Que conclui: "Como visto, o autor, não obstante sua discrição familiar e em meio aos seus colegas militares, quanto à sua opção sexual, em nada era discreto fora destes ambientes, pois escolher um bosque público, freqüentado por crianças e cidadãos que buscam um lazer sadio é o cúmulo da insolência, da imprudência. Indaga-se por fim, existe conveniência em se manter o impetrante nos quadros da polícia militar? Não a vejo."

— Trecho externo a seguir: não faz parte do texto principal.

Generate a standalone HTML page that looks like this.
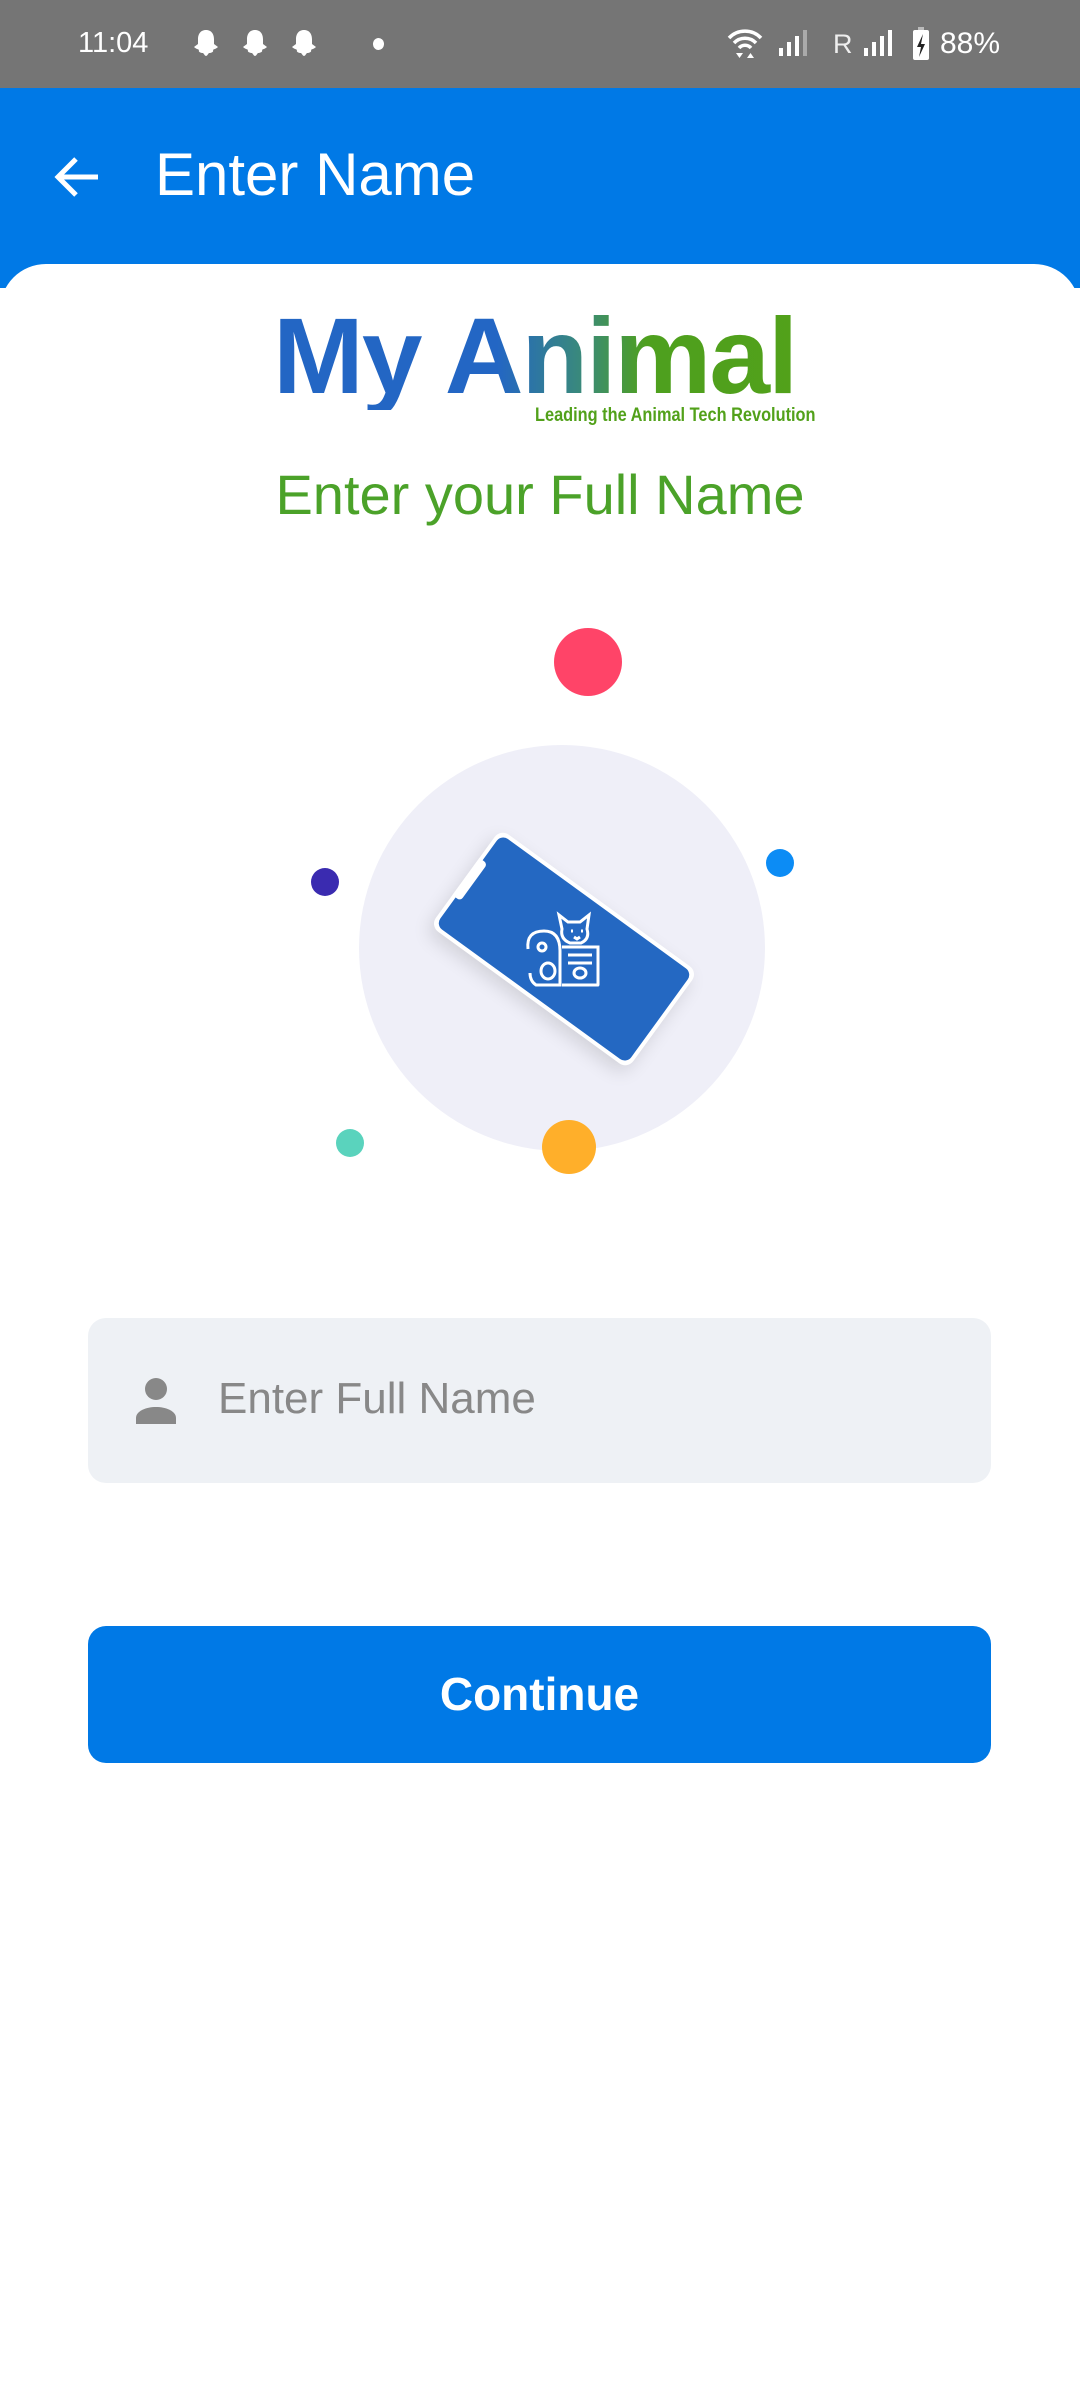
<!DOCTYPE html>
<html><head><meta charset="utf-8"><style>
*{margin:0;padding:0;box-sizing:border-box}
body{width:1080px;height:2408px;background:#fff;font-family:"Liberation Sans",sans-serif;position:relative;overflow:hidden}
.sb{position:absolute;left:0;top:0;width:1080px;height:88px;background:#757575;color:#fff}
.ab{position:absolute;left:0;top:88px;width:1080px;height:200px;background:#0079E6}
.card{position:absolute;left:0;top:264px;width:1080px;height:2144px;background:#fff;border-radius:46px 46px 0 0}
.abs{position:absolute}
.dot{position:absolute;border-radius:50%}
</style></head><body>
<div class="sb">
  <div class="abs" style="left:78px;top:27px;font-size:29px;">11:04</div>
  <svg class="abs" style="left:190px;top:28px" width="140" height="32" viewBox="0 0 140 32">
    <g fill="#fff">
      <path d="M16 2c-6 0-8 5-8 9v5l-4 3c2 2 4 2 5 3-1 2 2 3 4 3 1 1 2 3 3 3s2-2 3-3c2 0 5-1 4-3 1-1 3-1 5-3l-4-3v-5c0-4-2-9-8-9z"/>
      <path transform="translate(49 0)" d="M16 2c-6 0-8 5-8 9v5l-4 3c2 2 4 2 5 3-1 2 2 3 4 3 1 1 2 3 3 3s2-2 3-3c2 0 5-1 4-3 1-1 3-1 5-3l-4-3v-5c0-4-2-9-8-9z"/>
      <path transform="translate(98 0)" d="M16 2c-6 0-8 5-8 9v5l-4 3c2 2 4 2 5 3-1 2 2 3 4 3 1 1 2 3 3 3s2-2 3-3c2 0 5-1 4-3 1-1 3-1 5-3l-4-3v-5c0-4-2-9-8-9z"/>
    </g>
  </svg>
  <div class="dot" style="left:373px;top:38px;width:11px;height:12px;background:#fff"></div>
  <svg class="abs" style="left:725px;top:28px" width="40" height="32" viewBox="0 0 40 32">
    <path d="M4 10a22 22 0 0 1 32 0M9 15a15 15 0 0 1 22 0M14 20a8 8 0 0 1 12 0" stroke="#fff" stroke-width="3.5" fill="none"/>
    <path d="M11 25h7l-3.5 5z M22 30h7l-3.5-5z" fill="#fff"/>
  </svg>
  <svg class="abs" style="left:777px;top:28px" width="32" height="30"><rect x="2" y="20" width="4" height="8" fill="#fff"/><rect x="10" y="14" width="4" height="14" fill="#fff"/><rect x="18" y="8" width="4" height="20" fill="#fff"/><rect x="26" y="2" width="4" height="26" fill="#aaa"/></svg>
  <div class="abs" style="left:833px;top:29px;font-size:27px;color:#eee">R</div>
  <svg class="abs" style="left:862px;top:28px" width="32" height="30"><rect x="2" y="20" width="4" height="8" fill="#fff"/><rect x="10" y="14" width="4" height="14" fill="#fff"/><rect x="18" y="8" width="4" height="20" fill="#fff"/><rect x="26" y="2" width="4" height="26" fill="#fff"/></svg>
  <svg class="abs" style="left:912px;top:27px" width="18" height="34"><rect x="6" y="0" width="6" height="4" fill="#bbb"/><rect x="1" y="3" width="16" height="30" rx="2" fill="#fff"/><path d="M11 7l-6 13h4l-2 10 6-13h-4z" fill="#222"/></svg>
  <div class="abs" style="left:940px;top:27px;font-size:30px">88%</div>
</div>
<div class="ab">
  <svg class="abs" style="left:52px;top:66px" width="50" height="46" viewBox="0 0 50 46"><path d="M46 23H6M24 5L6 23l18 18" stroke="#fff" stroke-width="5" fill="none"/></svg>
  <div class="abs" style="left:155px;top:52px;font-size:60px;color:#fff">Enter Name</div>
</div>
<div class="card">
  <div class="abs" style="left:273px;top:38px;display:inline-block;padding-right:10px;font-size:108px;font-weight:bold;line-height:1;white-space:nowrap;transform:scaleX(1.01);transform-origin:left top;background:linear-gradient(90deg,#2366C4 0%,#2366C4 42%,#3a8a7a 58%,#4ea01e 70%,#52A11A 100%);-webkit-background-clip:text;background-clip:text;color:transparent;letter-spacing:-2px">My Animal</div>
  <div class="abs" style="left:535px;top:141px;font-size:19px;font-weight:bold;color:#52A11A;white-space:nowrap;transform:scaleX(0.86);transform-origin:left top">Leading the Animal Tech Revolution</div>
  <div class="abs" style="left:0;width:1080px;text-align:center;top:198px;font-size:56px;color:#4BA229">Enter your Full Name</div>

  <div class="dot" style="left:359px;top:481px;width:406px;height:406px;background:#EFEFF8"></div>
  <div class="dot" style="left:554px;top:364px;width:68px;height:68px;background:#FF4468"></div>
  <div class="dot" style="left:766px;top:585px;width:28px;height:28px;background:#0C8CF5"></div>
  <div class="dot" style="left:311px;top:604px;width:28px;height:28px;background:#3A2BB0"></div>
  <div class="dot" style="left:336px;top:865px;width:28px;height:28px;background:#5AD3BD"></div>
  <div class="dot" style="left:542px;top:856px;width:54px;height:54px;background:#FFAF2A"></div>

  <div class="abs" style="left:442px;top:625px;width:244px;height:120px;transform:rotate(36deg);background:#fff;border-radius:10px;box-shadow:0 8px 18px rgba(0,0,0,0.12);">
    <div class="abs" style="left:4px;top:4px;right:4px;bottom:4px;background:#2468C2;border-radius:8px"></div>
    <div class="abs" style="left:0;top:36px;width:10px;height:46px;background:#fff;border-radius:0 4px 4px 0"></div>
    <svg class="abs" style="left:72px;top:10px" width="100" height="100" viewBox="0 0 100 100">
      <g stroke="#fff" stroke-width="3" fill="none" transform="rotate(-36 50 50)">
        <path d="M14 50q-2-18 16-18q16 0 16 20v34H22q-6-4-6-12"/>
        <circle cx="28" cy="48" r="4"/>
        <ellipse cx="34" cy="72" rx="7" ry="8"/>
        <path d="M48 30l-3-14 9 7h12l9-7-2 14q3 10-6 14H56q-10-4-8-14z"/>
        <path d="M57 32h2M67 32h2M60 38l3 2 3-2"/>
        <path d="M48 48h36v38H48M54 56h24M54 64h24"/>
        <ellipse cx="66" cy="74" rx="6" ry="5"/>
      </g>
    </svg>
  </div>

  <div class="abs" style="left:88px;top:1054px;width:903px;height:165px;background:#EEF1F5;border-radius:18px">
    <svg class="abs" style="left:48px;top:60px" width="40" height="46" viewBox="0 0 40 46"><circle cx="20" cy="11" r="11" fill="#888"/><path d="M0 46v-6c0-7 10-11 20-11s20 4 20 11v6z" fill="#888"/></svg>
    <div class="abs" style="left:130px;top:56px;font-size:44px;color:#888">Enter Full Name</div>
  </div>
  <div class="abs" style="left:88px;top:1362px;width:903px;height:137px;background:#0079E6;border-radius:18px;color:#fff;font-weight:bold;font-size:46px;text-align:center;line-height:137px">Continue</div>
</div>
</body></html>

Afirma o ministro Arnaldo Esteves Lima que, apesar de o impetrante pretender dar a conotação de que sua dispensa se deu em razão de discriminação por sua opção sexual, não foi o que ocorreu. Os policiais, fazendo patrulhamento regular de segurança no local, encontraram o impetrante na prática do ato libidinoso e o abordaram, exigindo identificação, como fariam com qualquer outro cidadão em situação semelhante. Dessa forma, o relator não vislumbrou no licenciamento perseguição, discriminação ou qualquer outro ato atentatório à dignidade do ex-policial, mas apenas o descumprimento de normas do regulamento da PM goiana, além de a prática constituir-se em crime. "Tivesse o impetrante sido flagrado em ato obsceno com uma mulher, em idênticas condições do presente caso, penso que o desatar dos fatos não levaria a resultado diferente", afirmou.
Para o ministro, se a Administração, após sindicância, entendeu que a conduta do impetrante não condiz com a ética e a moral policial-militar, o ato de licenciamento é plenamente válido, já que, em estágio probatório, o Poder Público pode decidir pela manutenção ou não de um servidor dentro de seus quadros, desde que observados os princípios da ampla defesa e do contraditório, como no caso. Por tais razões, a Quinta Turma negou o recurso em mandado de segurança contra a decisão estadual.